Then, it was time to read all the code, line by line. Everything was working, and this type has massive testing, thanks, again to AI, but still things that superficially work do not mean they are optimal. I found many small inefficiencies or design errors that I didn't want, so I started a process of manual and AI-assisted rewrite of many modules. When this stage was done, I started, during the third month, to stress test the implementation in many different ways. I started to be confident that it was really solid, useful, well designed.

Then… it happened. While modeling different use cases to see if the data structure was comfortable to use, I started to put markdown files into Redis arrays. Because files are a very good match for it. At this point, as I was working for other goals to agents, I realized that I could have the skills markdown files centralized knowledge base that I needed, so from a need of mine I decided to implement ARGREP. But I wanted regular expressions, too. What library to pick?

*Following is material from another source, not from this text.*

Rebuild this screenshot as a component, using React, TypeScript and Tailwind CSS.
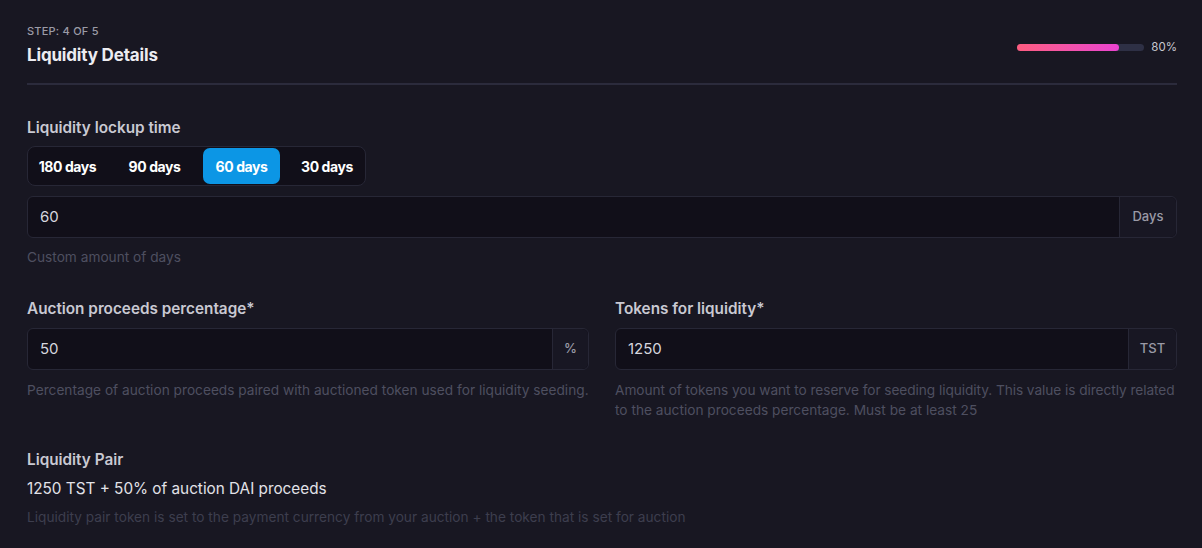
import React from "react";

function InputWithAddon({ value, addon, addonW }: { value: string; addon: string; addonW: string }) {
  return (
    <div className="flex h-[42px] w-full rounded-[6px] border border-[#272736] bg-[#110f19]">
      <div className="flex flex-1 items-center pl-[12px] text-[15px] text-[#d6d6de]">{value}</div>
      <div className={`flex ${addonW} items-center justify-center border-l border-[#272736] bg-[#181723] rounded-r-[6px] text-[13px] font-medium text-[#9a9aa6]`}>
        {addon}
      </div>
    </div>
  );
}

export default function App() {
  const days = [
    { label: "180 days", w: "w-[77px]" },
    { label: "90 days", w: "w-[77px]" },
    { label: "60 days", w: "w-[77px]" },
    { label: "30 days", w: "w-[74px]" },
  ];
  return (
    <div className="min-h-[548px] w-[1202px] bg-[#181722] pl-[27px] pr-[25px] pt-[24px] font-['Inter',sans-serif] text-white">
      <div className="flex items-start justify-between">
        <div>
          <div className="text-[11px] font-medium uppercase tracking-[0.02em] text-[#9b9ba6] leading-[14px]">Step: 4 of 5</div>
          <div className="mt-[6px] text-[17px] font-bold leading-[22px] tracking-[-0.01em] text-[#ececf1]">Liquidity Details</div>
        </div>
        <div className="mt-[15px] flex items-center gap-[7px]">
          <div className="h-[7px] w-[127px] rounded-full bg-[#2e3045]">
            <div className="h-full w-[80%] rounded-full bg-gradient-to-r from-[#fd5c7f] to-[#ea42d0]" />
          </div>
          <div className="text-[11.5px] text-[#c8c8d0]">80%</div>
        </div>
      </div>
      <div className="mt-[17px] h-[2px] bg-[#2b2b3c]" />

      <div className="mt-[33px] text-[15.3px] font-semibold leading-[20px] text-[#c9c9d2]">Liquidity lockup time</div>
      <div className="mt-[8px] inline-flex h-[40px] items-center gap-[10px] rounded-[8px] border border-[#272736] bg-[#110f19] px-[1px]">
        {days.map((d) => (
          <div
            key={d.label}
            className={
              d.label === "60 days"
                ? `flex h-[36px] ${d.w} items-center justify-center rounded-[7px] bg-[#0c96e5] text-[14px] font-bold tracking-[-0.03em] text-white`
                : `flex h-[36px] ${d.w} items-center justify-center text-[14px] font-bold tracking-[-0.03em] text-white`
            }
          >
            {d.label}
          </div>
        ))}
      </div>
      <div className="mt-[10px]">
        <InputWithAddon value="60" addon="Days" addonW="w-[57px]" />
      </div>
      <div className="mt-[9px] text-[13.7px] leading-[20px] text-[#4e4f60]">Custom amount of days</div>

      <div className="mt-[32px] grid grid-cols-2 gap-[26px]">
        <div>
          <div className="text-[15.3px] font-semibold leading-[20px] text-[#c9c9d2]">Auction proceeds percentage*</div>
          <div className="mt-[9px]">
            <InputWithAddon value="50" addon="%" addonW="w-[36px]" />
          </div>
          <div className="mt-[10px] text-[13.7px] leading-[20px] text-[#4e4f60] whitespace-nowrap">
            Percentage of auction proceeds paired with auctioned token used for liquidity seeding.
          </div>
        </div>
        <div>
          <div className="text-[15.3px] font-semibold leading-[20px] text-[#c9c9d2]">Tokens for liquidity*</div>
          <div className="mt-[9px]">
            <InputWithAddon value="1250" addon="TST" addonW="w-[48px]" />
          </div>
          <div className="mt-[10px] text-[13.7px] leading-[20px] text-[#4e4f60] whitespace-nowrap">
            <div className="tracking-[-0.005em]">Amount of tokens you want to reserve for seeding liquidity. This value is directly related</div>
            <div>to the auction proceeds percentage. Must be at least 25</div>
          </div>
        </div>
      </div>

      <div className="mt-[30px] text-[15.3px] font-semibold leading-[20px] text-[#c9c9d2]">Liquidity Pair</div>
      <div className="mt-[9px] text-[15.3px] leading-[20px] text-[#e2e2e8]">1250 TST + 50% of auction DAI proceeds</div>
      <div className="mt-[8px] text-[13.7px] leading-[20px] text-[#3d3e4e]">
        Liquidity pair token is set to the payment currency from your auction + the token that is set for auction
      </div>
    </div>
  );
}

I ended up picking TRE (thanks Ville Laurikari!), because when you have regexp in Redis, you want to be sure that there are no pathological patterns in time or space. But TRE was very inefficient in a specific and extremely useful case, that is matching foo|bar|zap. So with the help of GPT I optimized it, fixed a few potential security issues, and extended the test. I had everything in place.
You know what was the biggest realization of all that? For high quality system programming tasks you have to still be fully involved, but I ventured to a level of complexity that I would have otherwise skipped. AI provided the safety net for two things: certain massive tasks that are very tiring (like the 32 bit support that was added and tested later), and at the same time the virtual work force required to make sure there are no obvious bugs in complicated algorithms. To write the initial huge specification was the key to the successive work, as it was the key to review each single line of sparsearray.c and t_array.c and modifying everything was not a good fit.

I didn't spend any word on the use cases as I tried to document the PR itself with a message where they are detailed: https://github.com/redis/redis/pull/15162 so it was not really useful to repeat myself here. Enough to say that I really believe it is about time for Redis to have a data type where the numerical index is part of the semantics.

I hope the Array PR will be accepted soon, and that we can benefit from the new use cases it opens. Of course, feedback is welcomed. Thank you.